We are all subject to some degree of experiential uncertainties and have acquired the sense where the central role of love’s frequent absence points to its own hypocrisy.   And we lapse conveniently into the comfortable understanding of the human condition as one where we are all in a perpetually suspended state of incompleteness, in an endless search of that elusive Happiness.   The urge for “more” and “better” becomes quickly the justification for the pursuit of selfishness, thinly disguised as the noble accumulation of material wealth and prosperity in the hope of locating the happiness which satisfies the ultimate true meaning and purpose of life’s brief moment.  

Sadly, but expectantly, “more” and “better” did not deliver the promised Happiness.   The pursuit for life’s purpose hence degenerates into itself as the end; this is quite inevitable really, having already availed and tasted the sweet addictive juice of the self as its bedfellow.

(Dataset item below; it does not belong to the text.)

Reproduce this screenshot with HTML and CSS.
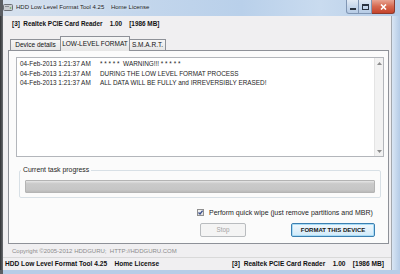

Samuel Beckett the philosopher fought back at “more” and “better” with the notion of “Lessness” (1970), a taking away rather than “moreness” and “adding to”. His is a philosophy, or ‘tao’, of subtraction.  He was of the view that “anyone nowadays, anybody who pays the slightest attention to their own experience, finds it the experience of the non-knower.” The more one gets, the more one wants; and the more one knows, the more one realizes that he knows only so little of life’s infinite wisdom and knowledge. Understandably, a deepening sense of impotence, ignorance and a sense of failure inevitably follows increasing education and learning! We need to throw away intellectual solutions and move away from the destructive need to dominate life and others.  

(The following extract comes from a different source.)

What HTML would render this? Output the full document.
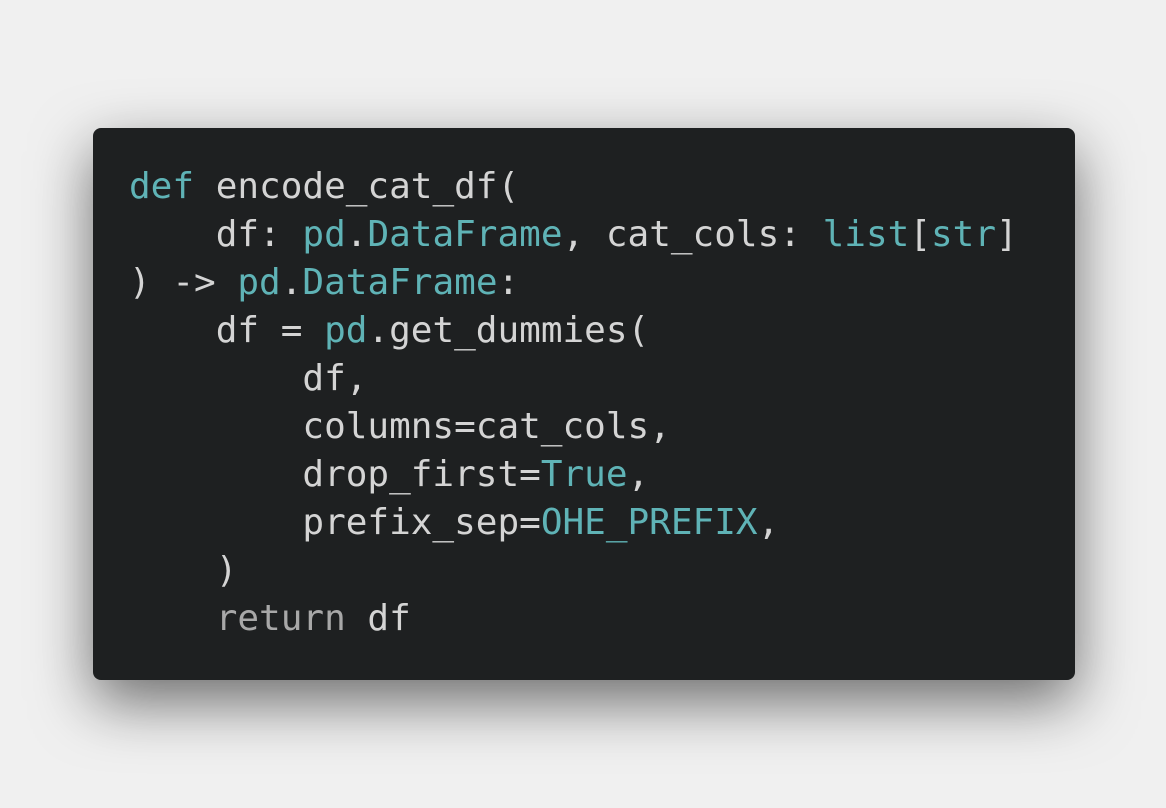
<!DOCTYPE html>
<html><head><style>
html,body{margin:0;padding:0;width:1166px;height:808px;background:#f0f0f0;overflow:hidden}
.box{position:absolute;left:93px;top:128px;width:982px;height:552px;background:#1e2021;border-radius:8px;box-shadow:0 22px 60px rgba(0,0,0,0.55)}
pre{margin:0;position:absolute;left:129px;top:163px;font-family:"DejaVu Sans Mono","Liberation Mono",monospace;font-size:36px;line-height:48px;color:#d4d4d4}
.k{color:#5fb3b6}
.g{color:#a8a8a8}
</style></head><body>
<div class="box"></div>
<pre><span class="k">def</span> encode_cat_df(
    df: <span class="k">pd</span>.<span class="k">DataFrame</span>, cat_cols: <span class="k">list</span>[<span class="k">str</span>]
) -&gt; <span class="k">pd</span>.<span class="k">DataFrame</span>:
    df = <span class="k">pd</span>.get_dummies(
        df,
        columns=cat_cols,
        drop_first=<span class="k">True</span>,
        prefix_sep=<span class="k">OHE_PREFIX</span>,
    )
    <span class="g">return</span> df</pre>
</body></html>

The common experience of many is thus one of waiting and struggling with a pervading sense of futility in the face of receding from the reach of happiness as one progress in years. The skeptics shouted, “It’s not even possible to talk about the Truth”.  The frustration of finding Truth is the integral part of his painful anguish in the loneliness of the man seeking Love.   The anguish of loneliness lies in one’s persistence in a meaningless world without any significant others to love and share his Life.

Quite clearly,
“We shall not cease from exploration;
And the end of all our exploring
          Will be to arrive where we started
                             And know the place for the first time.
By T.S. Eliot (1942) “Little Gidding”

True love has always been before us, just after the tip of our noses.  God said, “You (are able to) love because I first love you” (1 John 4:19).  

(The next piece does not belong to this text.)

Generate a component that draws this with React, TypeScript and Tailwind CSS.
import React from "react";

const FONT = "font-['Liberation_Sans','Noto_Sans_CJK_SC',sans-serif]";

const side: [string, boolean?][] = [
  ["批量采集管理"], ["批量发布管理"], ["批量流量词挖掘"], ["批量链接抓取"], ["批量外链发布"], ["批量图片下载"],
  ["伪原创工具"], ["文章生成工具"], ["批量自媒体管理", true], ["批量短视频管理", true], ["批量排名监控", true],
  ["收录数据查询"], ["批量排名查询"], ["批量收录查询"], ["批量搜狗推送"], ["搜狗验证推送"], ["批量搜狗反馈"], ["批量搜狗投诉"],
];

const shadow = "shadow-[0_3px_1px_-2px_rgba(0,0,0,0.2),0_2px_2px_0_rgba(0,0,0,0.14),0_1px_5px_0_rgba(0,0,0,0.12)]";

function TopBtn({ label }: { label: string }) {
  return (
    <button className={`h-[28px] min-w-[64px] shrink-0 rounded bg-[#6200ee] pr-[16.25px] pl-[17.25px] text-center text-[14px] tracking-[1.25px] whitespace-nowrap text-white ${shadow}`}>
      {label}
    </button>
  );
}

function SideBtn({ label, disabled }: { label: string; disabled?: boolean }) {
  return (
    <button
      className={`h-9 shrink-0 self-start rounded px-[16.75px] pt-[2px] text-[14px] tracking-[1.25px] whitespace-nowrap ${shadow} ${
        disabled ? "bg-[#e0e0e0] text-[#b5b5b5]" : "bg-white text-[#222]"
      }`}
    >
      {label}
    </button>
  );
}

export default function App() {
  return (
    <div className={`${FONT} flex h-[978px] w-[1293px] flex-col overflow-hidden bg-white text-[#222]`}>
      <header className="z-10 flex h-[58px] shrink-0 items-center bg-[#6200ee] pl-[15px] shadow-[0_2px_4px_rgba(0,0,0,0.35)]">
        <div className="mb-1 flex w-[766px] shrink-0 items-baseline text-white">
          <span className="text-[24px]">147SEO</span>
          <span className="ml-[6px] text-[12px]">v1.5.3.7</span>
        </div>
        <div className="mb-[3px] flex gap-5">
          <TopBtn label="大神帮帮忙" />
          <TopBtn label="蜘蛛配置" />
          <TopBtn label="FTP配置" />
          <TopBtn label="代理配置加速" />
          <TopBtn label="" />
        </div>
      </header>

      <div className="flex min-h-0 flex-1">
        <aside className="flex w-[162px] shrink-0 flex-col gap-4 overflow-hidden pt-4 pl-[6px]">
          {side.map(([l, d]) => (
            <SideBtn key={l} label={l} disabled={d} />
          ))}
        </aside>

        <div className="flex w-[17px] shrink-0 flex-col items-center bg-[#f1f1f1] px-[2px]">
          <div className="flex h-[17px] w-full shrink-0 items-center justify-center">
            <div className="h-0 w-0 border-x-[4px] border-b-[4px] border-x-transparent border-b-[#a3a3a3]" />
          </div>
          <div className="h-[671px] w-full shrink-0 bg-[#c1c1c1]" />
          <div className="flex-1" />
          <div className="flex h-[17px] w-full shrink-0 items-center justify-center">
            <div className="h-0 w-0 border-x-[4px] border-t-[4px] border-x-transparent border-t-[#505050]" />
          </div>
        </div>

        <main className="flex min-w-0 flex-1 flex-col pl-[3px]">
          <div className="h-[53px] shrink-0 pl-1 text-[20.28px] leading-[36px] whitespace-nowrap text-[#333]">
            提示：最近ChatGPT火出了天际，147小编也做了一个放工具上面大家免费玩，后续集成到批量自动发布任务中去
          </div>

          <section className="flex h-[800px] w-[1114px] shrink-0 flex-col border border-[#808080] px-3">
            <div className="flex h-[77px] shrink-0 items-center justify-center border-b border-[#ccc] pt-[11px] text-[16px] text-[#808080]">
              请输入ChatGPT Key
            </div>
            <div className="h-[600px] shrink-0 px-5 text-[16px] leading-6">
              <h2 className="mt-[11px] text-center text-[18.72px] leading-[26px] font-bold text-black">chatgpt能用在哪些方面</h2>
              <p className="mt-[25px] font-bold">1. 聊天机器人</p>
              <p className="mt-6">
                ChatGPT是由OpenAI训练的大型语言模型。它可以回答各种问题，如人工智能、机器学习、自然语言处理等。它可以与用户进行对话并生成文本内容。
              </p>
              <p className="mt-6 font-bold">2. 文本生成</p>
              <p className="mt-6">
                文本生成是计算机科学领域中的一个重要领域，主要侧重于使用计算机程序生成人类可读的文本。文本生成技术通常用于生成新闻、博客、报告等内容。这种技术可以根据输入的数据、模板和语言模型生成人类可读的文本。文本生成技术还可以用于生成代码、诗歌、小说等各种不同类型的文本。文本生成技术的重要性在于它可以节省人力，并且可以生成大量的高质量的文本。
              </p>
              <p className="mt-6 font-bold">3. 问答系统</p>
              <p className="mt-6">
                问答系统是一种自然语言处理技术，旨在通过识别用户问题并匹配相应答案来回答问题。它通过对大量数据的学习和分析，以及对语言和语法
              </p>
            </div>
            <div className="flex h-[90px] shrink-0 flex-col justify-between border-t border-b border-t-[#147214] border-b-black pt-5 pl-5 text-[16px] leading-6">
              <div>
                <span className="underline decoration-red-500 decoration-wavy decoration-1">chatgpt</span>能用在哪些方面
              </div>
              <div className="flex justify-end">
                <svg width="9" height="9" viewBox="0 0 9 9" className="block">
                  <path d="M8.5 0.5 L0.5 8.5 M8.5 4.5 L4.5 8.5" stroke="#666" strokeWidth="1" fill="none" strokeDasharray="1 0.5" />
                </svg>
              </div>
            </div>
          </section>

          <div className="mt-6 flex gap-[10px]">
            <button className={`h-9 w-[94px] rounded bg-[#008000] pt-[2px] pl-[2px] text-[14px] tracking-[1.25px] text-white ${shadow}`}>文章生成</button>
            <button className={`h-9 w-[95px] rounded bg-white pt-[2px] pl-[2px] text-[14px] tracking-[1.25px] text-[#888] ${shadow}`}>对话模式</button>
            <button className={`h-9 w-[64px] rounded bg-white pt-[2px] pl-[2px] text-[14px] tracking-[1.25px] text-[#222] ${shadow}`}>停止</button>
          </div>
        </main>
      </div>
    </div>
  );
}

So, does one first develop the capacity to love before being loved?   What then is the human state before loving and being loved?   A love for Self, of course.

It is the realisation that one has already been loved, by God no less, that the bondage to the Self is broken.   One then breaks free, to enjoy the liberation that empowers care, concern and the privilege to love another human being.   This privilege will soon experience and embrace much wonderful and silent pain …. What contradictions! and what beauty is the foundation of eternal wisdom!   The nourishing feeling of being loved feeds to drive the daily meaningless activities of work and existence.   And the only response of being loved is really to love those who love us … as well as those who have not yet known us.    

True happiness, like true love, is found only through contributing to the enhancement of happiness and love in other people.   

A new day has dawn.  Thank God for the privilege of another Day.